Monday, April 4, 2011

Ives got an idea

Today our band director brought up an interesting question:  Why is it that we don't know the early American composers as well as we know the heavy-hitting European composers?  Everyone has heard of Mozart or Beethoven or Brahms, but how many of us know Amy Beach, William Grant Still, or Anthony Philip Heinrich. 

Heinrich was the first American composer to write a symphony orchestra.  Amy Beach was the first American woman composer.  William Grant Still was the first African-American to write for orchestra, among many other achievements.  These people should be recognized.  They paved the way for Aaron Copland and Leonard Bernstein. 

But today, I have another early composer on my mind.  Charles Ives (1874-1954) took popular, nationalistic melodies, like America (My Country 'tis of Thee), and gave them a unique individualism.  He is best known for his innovative use of polytonality, which means he would have a melody played in two keys at once. 

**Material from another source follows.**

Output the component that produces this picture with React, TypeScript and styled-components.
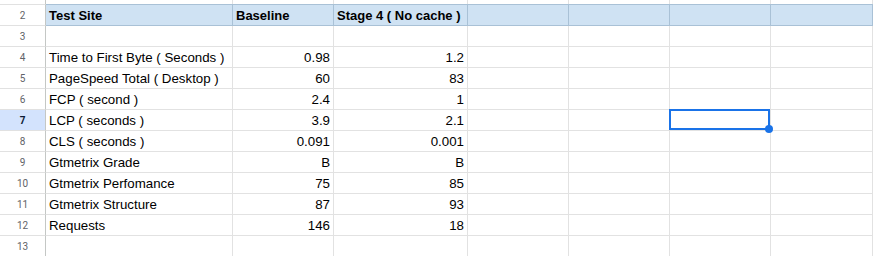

There is a part in his Variations on 'America' where the theme is played in F major by half of the band and Eb major by the other half.  So you hear the melody in minor seconds.  For the un-music theory initiated, that's really crunchy sounding.  Go to a keyboard and play a black key and a white key (that are right next to one another) at the same time and you'll get an idea of what this kind of polytonality would sound like.

It's interesting that Ives was doing this kind of thing before Igor Stravinsky.  Stravinsky is amazing, by the way, but I will have to save that for another nibble.